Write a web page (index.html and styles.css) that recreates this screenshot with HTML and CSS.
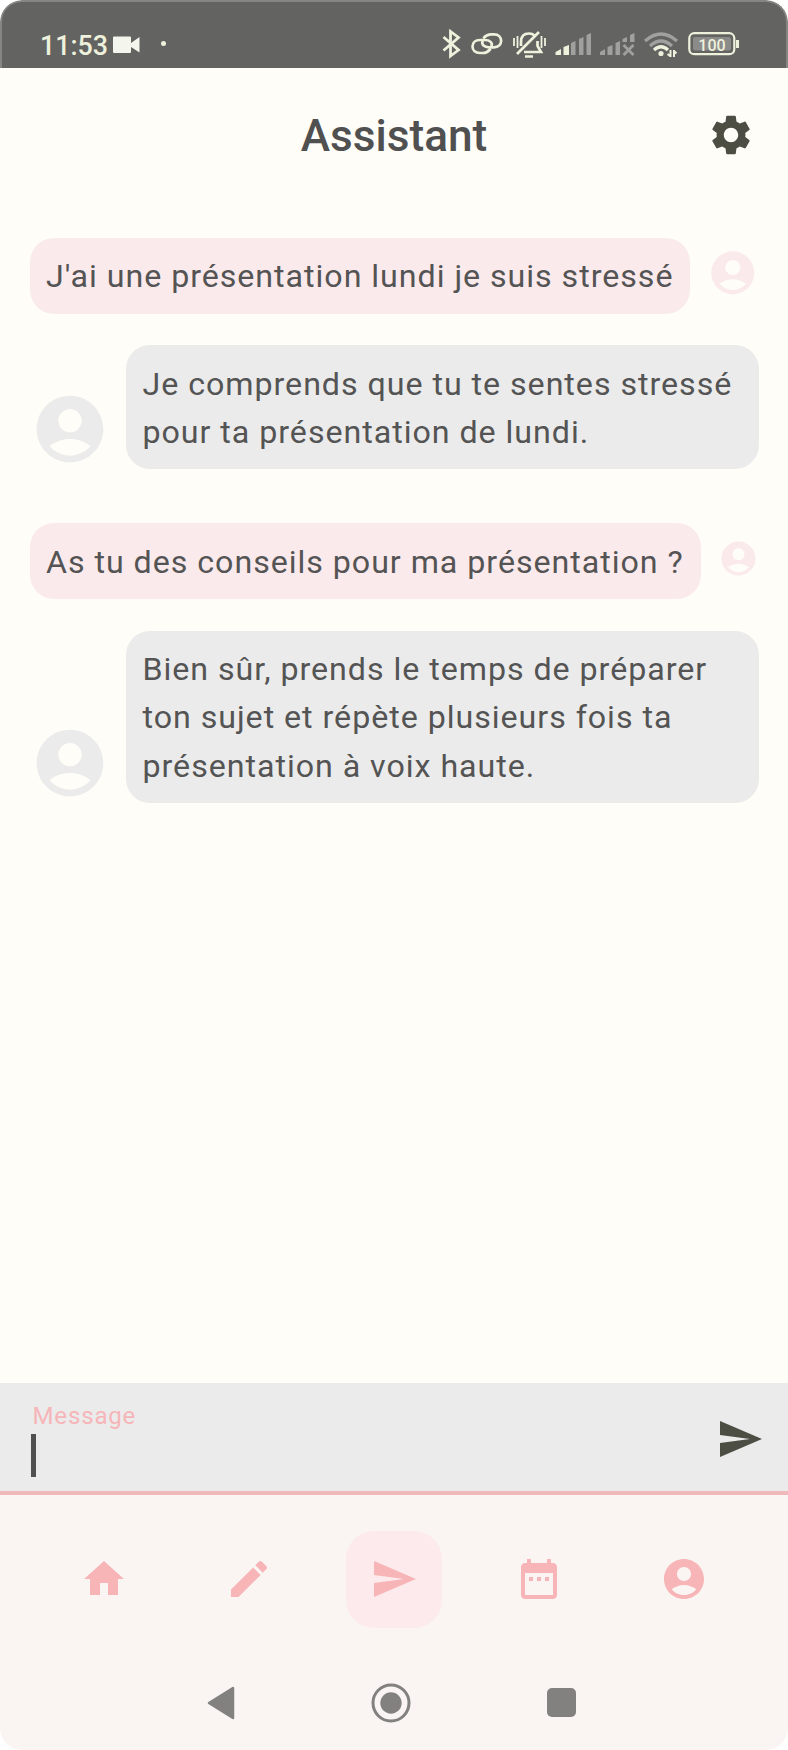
FILE: index.html
```html
<!DOCTYPE html>
<html lang="fr">
<head>
<meta charset="utf-8">
<title>Assistant</title>
<link rel="stylesheet" href="styles.css">
</head>
<body>
<svg class="defs" width="0" height="0">
  <symbol id="account" viewBox="0 0 24 24"><path d="M12 2C6.480 2 2 6.480 2 12s4.480 10 10 10 10-4.480 10-10S17.520 2 12 2zm0 4c1.930 0 3.500 1.570 3.500 3.500S13.930 13 12 13s-3.500-1.570-3.500-3.500S10.070 6 12 6zm0 14c-2.030 0-4.430-.82-6.140-2.880C7.550 15.800 9.680 15 12 15s4.450.8 6.140 2.120C16.430 19.180 14.030 20 12 20z"/></symbol>
  <symbol id="send" viewBox="0 0 24 24"><path d="M2.010 21L23 12 2.010 3 2 10l15 2-15 2z"/></symbol>
</svg>
<div class="phone">
  <header class="status">
    <span class="time">11:53</span>
    <svg class="camera" width="27" height="18" viewBox="0 0 27 18"><path d="M0 1.500Q0 .5 1 .5H17Q18 .5 18 1.500V7L26.500 1V16.500L18 11V16Q18 17 17 17H1Q0 17 0 16z"/></svg>
    <i class="dot"></i>
    <svg class="indicators" width="300" height="30" viewBox="440 29 300 30" fill="none" stroke="#eef1dc" stroke-width="2.200">
      <path stroke-width="2.800" d="M443.500 37L458.500 50 450.500 56V31.500L458.500 37.500 443.500 50.500"/>
      <g stroke-width="2.700" stroke-linecap="round"><path d="M484 37.500Q487 34.300 491 34.300H494C503.500 34.300 503.500 47.300 494 47.300H489C484 47.300 481.500 44.500 482.500 41.500"/><path d="M490 49.500Q487 53 483 53H480C470 53 470 40 480 40H485C490 40 492.800 43 491.500 46"/></g>
      <g stroke-width="2.700"><path d="M521 46V42Q521 33.500 529 33.500Q532.500 33.500 534.500 35.500M537.500 41V46L541 52H524M517 54L539 32M525 56.500H533"/><path stroke-width="1.800" d="M514 38V46M517.500 36V48M541.500 36V48M545 38V46"/></g>
      <g stroke="none">
        <path fill="#eef1dc" d="M555.500 55V52L561 49V55zM563.500 55V47L569 45V55z"/>
        <path fill="#a0a09e" d="M571 55V43L575.500 41V55zM579 55V39L583.500 37V55zM586.500 55V35L591 33V55zM600 55V52L605 49V55zM607.500 55V47L612.500 45V55zM615.500 55V43L620 41V55zM622.500 42V39L627 37V42zM630 42V35L634.500 33V42z"/>
      </g>
      <path stroke="#a0a09e" stroke-width="2.800" d="M623.500 45L633.500 55M633.500 45L623.500 55"/>
      <path stroke="#a0a09e" stroke-width="3.200" d="M645 41Q661 27 677 41M650 46Q661 36 672 46"/>
      <path stroke-width="3.200" d="M654 50Q661 43.500 668 50"/>
      <circle cx="661" cy="53.500" r="2.600" fill="#eef1dc" stroke="none"/>
      <path stroke-width="2" d="M670.500 50V57M674 50V57M667.500 54L670 56M676.500 53.500L674 51"/>
      <rect x="689.300" y="33.200" width="45" height="21" rx="5"/>
      <rect x="693" y="37" width="38" height="13.500" rx="2" fill="#8b8b89" stroke="none"/>
      <path stroke-width="3" d="M737.500 40V48"/>
      <text x="712" y="50.500" text-anchor="middle" class="battery-level">100</text>
    </svg>
  </header>
  <div class="appbar">
    <h1>Assistant</h1>
    <svg class="gear" width="48" height="48" viewBox="0 0 24 24"><path d="M19.140 12.940c.04-.3.060-.61.060-.94 0-.32-.02-.64-.07-.94l2.030-1.580c.18-.14.230-.41.120-.61l-1.920-3.320c-.12-.22-.37-.29-.59-.22l-2.390.96c-.5-.38-1.030-.7-1.620-.94l-.36-2.540c-.04-.24-.24-.41-.48-.41h-3.840c-.24 0-.43.170-.47.410l-.36 2.540c-.59.240-1.130.57-1.620.94l-2.390-.96c-.22-.08-.47 0-.59.220L2.740 8.870c-.12.210-.08.470.120.610l2.030 1.580c-.05.3-.09.630-.09.940s.02.640.070.940l-2.030 1.580c-.18.140-.23.410-.12.610l1.920 3.320c.12.220.37.290.59.220l2.390-.96c.5.380 1.030.7 1.620.94l.36 2.540c.05.240.24.410.48.410h3.840c.24 0 .44-.17.470-.41l.36-2.540c.59-.24 1.130-.56 1.620-.94l2.390.96c.22.080.47 0 .59-.22l1.920-3.320c.12-.22.070-.47-.12-.61l-2.010-1.580zM12 15.600c-1.980 0-3.600-1.620-3.600-3.600s1.620-3.600 3.600-3.600 3.600 1.620 3.600 3.600-1.620 3.600-3.600 3.600z"/></svg>
  </div>
  <main class="chat">
    <div class="row user"><p class="bubble b1">J'ai une présentation lundi je suis stressé</p><svg class="avatar a1"><use href="#account"/></svg></div>
    <div class="row bot"><svg class="avatar"><use href="#account"/></svg><p class="bubble">Je comprends que tu te sentes stressé<br>pour ta présentation de lundi.</p></div>
    <div class="row user second"><p class="bubble b2">As tu des conseils pour ma présentation ?</p><svg class="avatar a2"><use href="#account"/></svg></div>
    <div class="row bot"><svg class="avatar"><use href="#account"/></svg><p class="bubble">Bien sûr, prends le temps de préparer<br>ton sujet et répète plusieurs fois ta<br>présentation à voix haute.</p></div>
  </main>
  <div class="composer">
    <div class="field"><span class="label">Message</span><i class="caret"></i></div>
    <svg class="icon"><use href="#send"/></svg>
  </div>
  <nav class="tabs">
    <span class="tab"><svg class="icon" viewBox="0 0 24 24"><path d="M10 20v-6h4v6h5v-8h3L12 3 2 12h3v8z"/></svg></span>
    <span class="tab"><svg class="icon" viewBox="0 0 24 24"><path d="M3 17.250V21h3.750L17.810 9.940l-3.750-3.750L3 17.250zM20.710 7.040c.39-.39.390-1.020 0-1.410l-2.340-2.340c-.39-.39-1.020-.39-1.410 0l-1.830 1.830 3.750 3.750 1.830-1.830z"/></svg></span>
    <span class="tab active"><svg class="icon"><use href="#send"/></svg></span>
    <span class="tab"><svg class="icon" viewBox="0 0 24 24"><path d="M9 11H7v2h2v-2zm4 0h-2v2h2v-2zm4 0h-2v2h2v-2zm2-7h-1V2h-2v2H8V2H6v2H5c-1.110 0-1.990.9-1.990 2L3 20c0 1.100.89 2 2 2h14c1.100 0 2-.9 2-2V6c0-1.100-.9-2-2-2zm0 16H5V9h14v11z"/></svg></span>
    <span class="tab"><svg class="icon"><use href="#account"/></svg></span>
  </nav>
  <footer class="system">
    <svg width="28" height="34" viewBox="0 0 28 34"><path d="M2 17L26 2V32z" stroke-width="2.500" stroke-linejoin="round"/></svg>
    <svg width="40" height="40" viewBox="0 0 40 40"><circle cx="20" cy="20" r="18" fill="none" stroke-width="3"/><circle cx="20" cy="20" r="10.700" stroke="none"/></svg>
    <svg width="29" height="29" viewBox="0 0 29 29"><rect width="29" height="29" rx="5" stroke="none"/></svg>
  </footer>
</div>
</body>
</html>
```
FILE: styles.css
```css
* { box-sizing: border-box; }
body { margin: 0; background: #fff; font-family: Roboto, sans-serif; color: #545454; }
.defs { display: block; position: absolute; }
.phone { width: 788px; height: 1750px; display: flex; flex-direction: column; background: #fffdf8; border-radius: 22px; overflow: hidden; }

.status { height: 67.500px; flex: none; display: flex; align-items: flex-start; background: #636361; border: 2px solid #858583; border-bottom: 0; border-radius: 22px 22px 0 0; padding: 27px 46px 0 38px; }
.time { width: 73px; font-size: 26.800px; line-height: 34px; font-weight: 500; color: #eef1dc; letter-spacing: 0; }
.camera { fill: #f4f5ec; margin-top: 6.500px; }
.dot { width: 5px; height: 5px; border-radius: 50%; background: #eef1dc; margin: 12px 0 0 21px; }
.indicators { margin-left: auto; }
.battery-level { font-size: 16px; font-weight: 500; fill: #eef1dc; stroke: none; }

.appbar { height: 134px; flex: none; display: grid; grid-template-columns: 1fr auto 1fr; align-items: center; padding: 0 33.500px; }
.appbar h1 { grid-column: 2; margin: 3px 0 0; font-size: 44.200px; line-height: 56px; font-weight: 500; color: #505050; }
.gear { justify-self: end; fill: #4c4e43; }

.chat { flex: 1; padding: 36.500px 29.500px 0; }
.row { display: flex; }
.bubble { margin: 0; border-radius: 24px; padding: 14.300px 0 13.200px 16.500px; font-size: 32.200px; line-height: 48.300px; letter-spacing: .96px; white-space: nowrap; }
.user .bubble { background: #fbeaec; }
.b1 { width: 662px; }
.b2 { width: 672px; }
.bot .bubble { background: #ebebeb; width: 632.500px; }
.avatar { width: 80px; height: 80px; flex: none; }
.user .avatar { fill: #fbeaec; }
.bot .avatar { fill: #ebebeb; }
.a1.avatar { width: 51.600px; height: 51.600px; margin: 9px 0 0 16.500px; }
.a2.avatar { width: 41px; height: 41px; margin: 14.500px 0 0 16.500px; }
.bot { margin-top: 31.500px; align-items: flex-end; gap: 16.500px; }
.second { margin-top: 54px; }

.composer { height: 111.500px; flex: none; display: flex; justify-content: space-between; background: #ebebeb; border-bottom: 4px solid #efb9bb; padding: 19px 24px 0 31px; }
.field { display: flex; flex-direction: column; }
.label { font-size: 24.100px; line-height: 28px; letter-spacing: .8px; color: #f6b6b9; padding-left: 1.500px; }
.caret { width: 4.500px; height: 43px; margin-top: 3.500px; background: #505050; }
.icon { width: 48px; height: 48px; }
.composer .icon { fill: #4c4e43; margin-top: 12.500px; }

.tabs { height: 169px; flex: none; display: flex; justify-content: center; align-items: center; gap: 48.500px; background: #faf5f3; }
.tab { width: 96.500px; height: 97px; border-radius: 28px; display: grid; place-items: center; fill: #f7b5b8; }
.active { background: #fceaec; }

.system { height: 86.500px; flex: none; display: flex; align-items: center; padding: 0 212px 8px 207px; justify-content: space-between; background: #faf5f3; fill: #82817f; stroke: #82817f; }
```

- _What you should do_
Of the lines above, how many hold the string "index"? Answer with only the number.

- _Final result_
2